Operationally, the AI capital expenditure supercycle is reshaping the technology sector's financial profile. The transition from low-capex software to high-capex infrastructure 16,83 is increasing debt burdens 66, depressing near-term free cash flow 12,16, and raising sensitivity to interest rates 33,63. While hyperscalers currently maintain robust earnings and strong credit ratings 29,52, the doubling of interest expense 66 and widening credit spreads 43,76 indicate rising financing costs. For META, which competes in an ecosystem where compute, chips, and power are increasingly scarce and costly 55,72, the economics of AI infrastructure are shifting toward a capital-intensive model that may structurally compress multiples unless returns on invested capital accelerate materially.

The inflationary impact of AI infrastructure is non-trivial.

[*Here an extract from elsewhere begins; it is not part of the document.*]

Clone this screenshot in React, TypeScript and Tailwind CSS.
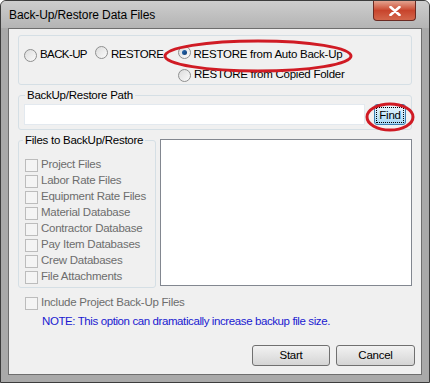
import React from "react";

const Radio = ({ checked }: { checked?: boolean }) => (
  <span className="relative inline-block w-[13px] h-[13px] rounded-full border border-[#8e8f8f] bg-gradient-to-br from-[#dcdcdc] to-[#fbfbfb] shrink-0">
    {checked && (
      <span className="absolute left-[3px] top-[3px] w-[5px] h-[5px] rounded-full bg-gradient-to-br from-[#2a6db5] to-[#0c3a72]" />
    )}
  </span>
);

const Check = () => (
  <span className="inline-block w-[13px] h-[13px] border border-[#bcbcbc] bg-[#f4f4f4] shrink-0" />
);

const files = [
  "Project Files",
  "Labor Rate Files",
  "Equipment Rate Files",
  "Material Database",
  "Contractor Database",
  "Pay Item Databases",
  "Crew Databases",
  "File Attachments",
];

export default function App() {
  return (
    <div
      className="w-[430px] h-[383px] bg-[#a9a9a9] border border-[#3c3c3c] rounded-t-[6px] flex flex-col text-[11.5px] tracking-[-0.25px] text-black relative overflow-hidden"
      style={{ fontFamily: "'Liberation Sans', Arial, sans-serif" }}
    >
      {/* title bar */}
      <div className="h-[27px] flex items-start pl-[8px] pt-[6px] relative bg-gradient-to-b from-[#cdcdcd] to-[#b4b4b4]">
        <span className="text-[12px] leading-[16px] tracking-[-0.1px] text-black">Back-Up/Restore Data Files</span>
        <div className="absolute right-[13px] top-[0px] w-[43px] h-[20px] rounded-b-[4px] border border-[#6b2a22] border-t-0 bg-gradient-to-b from-[#e2a28f] via-[#c8442c] to-[#d3664b] flex items-center justify-center">
          <svg width="12" height="10" viewBox="0 0 12 10">
            <path d="M1.5 1 L10.5 9 M10.5 1 L1.5 9" stroke="#ffffff" strokeWidth="2.6" strokeLinecap="round" />
          </svg>
        </div>
      </div>
      {/* client */}
      <div className="flex-1 mx-[7px] mb-[7px] border border-[#6e6e6e] bg-[#f0f0f0] flex flex-col px-[9px] pt-[6px] relative">
        {/* group 1 */}
        <div className="h-[50px] border border-[#d5dfe5] rounded-[3px] flex flex-col pl-[5px] pt-[11px]">
          <div className="flex items-center h-[16px]">
            <Radio />
            <span className="ml-[3px] tracking-[-0.6px]">BACK-UP</span>
            <span className="ml-[8px]"><Radio /></span>
            <span className="ml-[3px] tracking-[-0.4px]">RESTORE</span>
            <span className="ml-[14px]"><Radio checked /></span>
            <span className="ml-[3px]">RESTORE from Auto Back-Up</span>
          </div>
          <div className="flex items-center h-[16px] mt-[4px] pl-[154px]">
            <Radio />
            <span className="ml-[3px]">RESTORE from Copied Folder</span>
          </div>
        </div>
        {/* group 2 */}
        <div className="mt-[10px] h-[35px] border border-[#d5dfe5] rounded-[3px] relative flex items-center px-[5px] pt-[4px]">
          <span className="absolute left-[6px] top-[-9px] bg-[#f0f0f0] px-[2px] leading-[16px]">BackUp/Restore Path</span>
          <div className="flex-1 h-[21px] bg-white border border-[#e3e9ef]" />
          <div className="ml-[9px] w-[32px] h-[21px] border border-[#3c7fb1] rounded-[3px] bg-gradient-to-b from-[#eaf6fd] to-[#a7d9f5] flex items-center justify-center">
            <span className="border border-dotted border-black px-[2px] leading-[14px]">Find</span>
          </div>
        </div>
        {/* group 3 */}
        <div className="mt-[10px] flex">
          <div className="w-[138px] h-[148px] border border-[#d5dfe5] rounded-[3px] relative pt-[16px] pl-[6px]">
            <span className="absolute left-[4px] top-[-9px] bg-[#f0f0f0] px-[2px] leading-[16px] whitespace-nowrap">Files to BackUp/Restore</span>
            {files.map((f) => (
              <div key={f} className="flex items-center h-[16px] text-[#6d6d6d] whitespace-nowrap">
                <Check />
                <span className="ml-[3px]">{f}</span>
              </div>
            ))}
          </div>
          <div className="ml-[4px] flex-1 h-[147px] mt-[-1px] bg-white border border-[#828790]" />
        </div>
        <div className="flex items-center h-[16px] mt-[7px] pl-[7px] text-[#6d6d6d]">
          <Check />
          <span className="ml-[3px]">Include Project Back-Up Files</span>
        </div>
        <div className="pl-[24px] mt-[2px] leading-[16px] text-[#1a1ad0] tracking-[-0.4px]">
          NOTE: This option can dramatically increase backup file size.
        </div>
        <div className="flex justify-end mt-[16px] gap-[6px] mr-[-3px]">
          <div className="w-[78px] h-[21px] border border-[#707070] rounded-[3px] bg-gradient-to-b from-[#f2f2f2] to-[#d5d5d5] flex items-center justify-center">Start</div>
          <div className="w-[79px] h-[21px] border border-[#707070] rounded-[3px] bg-gradient-to-b from-[#f2f2f2] to-[#d5d5d5] flex items-center justify-center">Cancel</div>
        </div>
      </div>
      {/* red annotation ellipses */}
      <svg className="absolute left-0 top-0 pointer-events-none" width="430" height="383">
        <ellipse cx="257" cy="55" rx="93" ry="15" fill="none" stroke="#d01b24" strokeWidth="3" />
        <ellipse cx="389" cy="116" rx="23" ry="13" fill="none" stroke="#d01b24" strokeWidth="3" />
      </svg>
    </div>
  );
}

Fed policymakers have explicitly linked AI demand to upward pressure on technology products and electricity prices 36,37. Chipflation and energy cost increases are feeding broad price pressures 34,72, and tariff passthroughs add another layer of stickiness 24. This complicates the Fed's dual mandate and reduces the probability of near-term rate cuts, keeping the discount rate elevated and challenging META's long-duration valuation premise.

META is also exposed to cross-asset contagion risks. Private credit stress concentrated in PE-backed software 3 and the potential for credit freeze 21 could impair enterprise spending, advertising budgets, and overall risk appetite. Systemic repricing or a credit event would likely trigger a broad de-rating of growth equities.

On the competitive front, the AI narrative is bifurcating: semiconductor and memory names benefiting from capex are being rewarded, while hyperscale cloud and software names face scrutiny on capex ROI and valuation 6,26. META's own infrastructure investments must demonstrate tangible monetization—AI-enhanced ad targeting, Reels monetization, efficiency gains—to justify capex levels in a higher-rate world. The market's tolerance for ambiguity in guidance is shrinking 2,11, and investors are demanding operational pragmatism and cost discipline 65.